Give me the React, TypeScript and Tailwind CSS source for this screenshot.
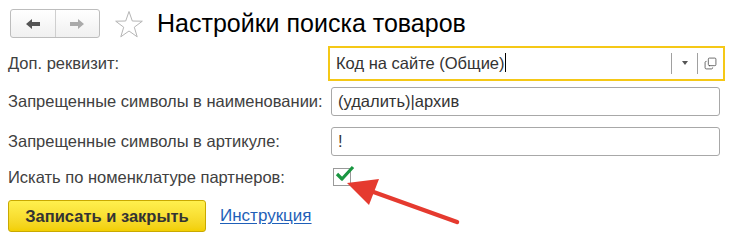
import { Copy } from "lucide-react";

const font = { fontFamily: '"Liberation Sans", Arial, sans-serif' };

function Field({ value, focused }: { value: string; focused?: boolean }) {
  if (focused) {
    return (
      <div className="ml-[-3px] flex h-[35px] w-[397px] items-center border-2 border-[#f5c816] bg-white pl-[6px]">
        <span className="flex-1 text-[16.5px] text-[#333]">
          {value}
          <span className="inline-block h-[19px] w-px translate-y-[3px] bg-black" />
        </span>
        <div className="flex h-[21px] w-[26px] items-center justify-center border-l border-[#a0a0a0]">
          <div className="h-0 w-0 border-x-[3.5px] border-t-[4px] border-x-transparent border-t-[#555]" />
        </div>
        <div className="flex h-[21px] w-[26px] items-center justify-center border-l border-[#a0a0a0]">
          <Copy size={13} strokeWidth={1.4} className="text-[#444] -scale-y-100" />
        </div>
      </div>
    );
  }
  return (
    <div className="flex h-[29px] w-[389px] items-center rounded-[3px] border border-[#a8a8a8] bg-white pl-[6px] text-[16.5px] text-[#333]">
      {value}
    </div>
  );
}

export default function App() {
  return (
    <div className="relative h-[246px] w-[740px] bg-white" style={font}>
      <div className="flex h-[46px] items-center pl-[10px] pt-[1px]">
        <div className="flex h-[29px] w-[90px] rounded-[3px] border border-[#bdbdbd] bg-gradient-to-b from-white to-[#f0f0f0]">
          <div className="flex flex-1 items-center justify-center border-r border-[#cfcfcf]">
            <svg width="14" height="10" viewBox="0 0 14 10">
              <path d="M0 5 L6 0 V3 H14 V7 H6 V10 Z" fill="#555" />
            </svg>
          </div>
          <div className="flex flex-1 items-center justify-center">
            <svg width="14" height="10" viewBox="0 0 14 10">
              <path d="M14 5 L8 0 V3 H0 V7 H8 V10 Z" fill="#aaa" />
            </svg>
          </div>
        </div>
        <svg width="30" height="28" viewBox="0 0 30 28" className="ml-[14px]">
          <path
            d="M15 1.5 L18.3 11 L28.3 11.2 L20.3 17.2 L23.2 26.8 L15 21 L6.8 26.8 L9.7 17.2 L1.7 11.2 L11.7 11 Z"
            fill="none"
            stroke="#b5b5b5"
            strokeWidth="1"
          />
        </svg>
        <h1 className="ml-[13px] text-[25px] leading-none text-black">Настройки поиска товаров</h1>
      </div>

      <div className="flex flex-col pl-[8px] text-[16.5px] text-[#404040]">
        <div className="flex h-[34px] items-center">
          <span className="w-[323px]">Доп. реквизит:</span>
          <Field value="Код на сайте (Общие)" focused />
        </div>
        <div className="mt-[7px] flex h-[29px] items-center">
          <span className="w-[323px]">Запрещенные символы в наименовании:</span>
          <Field value="(удалить)|архив" />
        </div>
        <div className="mt-[11px] flex h-[29px] items-center">
          <span className="w-[323px]">Запрещенные символы в артикуле:</span>
          <Field value="!" />
        </div>
        <div className="mt-[8px] flex h-[26px] items-center">
          <span className="w-[325px]">Искать по номенклатуре партнеров:</span>
          <div className="relative h-[18px] w-[18px] border border-[#9a9a9a] bg-white">
            <svg width="20" height="16" viewBox="0 0 20 16" className="absolute left-[1px] top-[-4px]">
              <path d="M2 9 L7 14 L18 2" fill="none" stroke="#1a9641" strokeWidth="3.2" strokeLinejoin="round" />
            </svg>
          </div>
        </div>
        <div className="mt-[10px] flex items-center">
          <button className="h-[32px] w-[198px] rounded-[3px] border border-[#c9a900] bg-gradient-to-b from-[#fff04d] to-[#f2cf00] text-[16.5px] font-bold text-[#333]">
            Записать и закрыть
          </button>
          <a href="#" className="ml-[14px] text-[17px] text-[#1f5fb8] underline underline-offset-2">
            Инструкция
          </a>
        </div>
      </div>

      <svg className="absolute left-0 top-0" width="740" height="246" viewBox="0 0 740 246">
        <line x1="457" y1="222" x2="368" y2="190" stroke="#e53a2f" strokeWidth="4.5" strokeLinecap="round" />
        <path d="M347 183 L379 179 L369 205 Z" fill="#e53a2f" />
      </svg>
    </div>
  );
}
+ + +
Exercise requirements: Make an exact reproduction of the listing above, without any pictures.

Answer to this problem:
Give me the React, TypeScript and Tailwind CSS source for this screenshot.
import { Copy } from "lucide-react";

const font = { fontFamily: '"Liberation Sans", Arial, sans-serif' };

function Field({ value, focused }: { value: string; focused?: boolean }) {
  if (focused) {
    return (
      <div className="ml-[-3px] flex h-[35px] w-[397px] items-center border-2 border-[#f5c816] bg-white pl-[6px]">
        <span className="flex-1 text-[16.5px] text-[#333]">
          {value}
          <span className="inline-block h-[19px] w-px translate-y-[3px] bg-black" />
        </span>
        <div className="flex h-[21px] w-[26px] items-center justify-center border-l border-[#a0a0a0]">
          <div className="h-0 w-0 border-x-[3.5px] border-t-[4px] border-x-transparent border-t-[#555]" />
        </div>
        <div className="flex h-[21px] w-[26px] items-center justify-center border-l border-[#a0a0a0]">
          <Copy size={13} strokeWidth={1.4} className="text-[#444] -scale-y-100" />
        </div>
      </div>
    );
  }
  return (
    <div className="flex h-[29px] w-[389px] items-center rounded-[3px] border border-[#a8a8a8] bg-white pl-[6px] text-[16.5px] text-[#333]">
      {value}
    </div>
  );
}

export default function App() {
  return (
    <div className="relative h-[246px] w-[740px] bg-white" style={font}>
      <div className="flex h-[46px] items-center pl-[10px] pt-[1px]">
        <div className="flex h-[29px] w-[90px] rounded-[3px] border border-[#bdbdbd] bg-gradient-to-b from-white to-[#f0f0f0]">
          <div className="flex flex-1 items-center justify-center border-r border-[#cfcfcf]">
            <svg width="14" height="10" viewBox="0 0 14 10">
              <path d="M0 5 L6 0 V3 H14 V7 H6 V10 Z" fill="#555" />
            </svg>
          </div>
          <div className="flex flex-1 items-center justify-center">
            <svg width="14" height="10" viewBox="0 0 14 10">
              <path d="M14 5 L8 0 V3 H0 V7 H8 V10 Z" fill="#aaa" />
            </svg>
          </div>
        </div>
        <svg width="30" height="28" viewBox="0 0 30 28" className="ml-[14px]">
          <path
            d="M15 1.5 L18.3 11 L28.3 11.2 L20.3 17.2 L23.2 26.8 L15 21 L6.8 26.8 L9.7 17.2 L1.7 11.2 L11.7 11 Z"
            fill="none"
            stroke="#b5b5b5"
            strokeWidth="1"
          />
        </svg>
        <h1 className="ml-[13px] text-[25px] leading-none text-black">Настройки поиска товаров</h1>
      </div>

      <div className="flex flex-col pl-[8px] text-[16.5px] text-[#404040]">
        <div className="flex h-[34px] items-center">
          <span className="w-[323px]">Доп. реквизит:</span>
          <Field value="Код на сайте (Общие)" focused />
        </div>
        <div className="mt-[7px] flex h-[29px] items-center">
          <span className="w-[323px]">Запрещенные символы в наименовании:</span>
          <Field value="(удалить)|архив" />
        </div>
        <div className="mt-[11px] flex h-[29px] items-center">
          <span className="w-[323px]">Запрещенные символы в артикуле:</span>
          <Field value="!" />
        </div>
        <div className="mt-[8px] flex h-[26px] items-center">
          <span className="w-[325px]">Искать по номенклатуре партнеров:</span>
          <div className="relative h-[18px] w-[18px] border border-[#9a9a9a] bg-white">
            <svg width="20" height="16" viewBox="0 0 20 16" className="absolute left-[1px] top-[-4px]">
              <path d="M2 9 L7 14 L18 2" fill="none" stroke="#1a9641" strokeWidth="3.2" strokeLinejoin="round" />
            </svg>
          </div>
        </div>
        <div className="mt-[10px] flex items-center">
          <button className="h-[32px] w-[198px] rounded-[3px] border border-[#c9a900] bg-gradient-to-b from-[#fff04d] to-[#f2cf00] text-[16.5px] font-bold text-[#333]">
            Записать и закрыть
          </button>
          <a href="#" className="ml-[14px] text-[17px] text-[#1f5fb8] underline underline-offset-2">
            Инструкция
          </a>
        </div>
      </div>

      <svg className="absolute left-0 top-0" width="740" height="246" viewBox="0 0 740 246">
        <line x1="457" y1="222" x2="368" y2="190" stroke="#e53a2f" strokeWidth="4.5" strokeLinecap="round" />
        <path d="M347 183 L379 179 L369 205 Z" fill="#e53a2f" />
      </svg>
    </div>
  );
}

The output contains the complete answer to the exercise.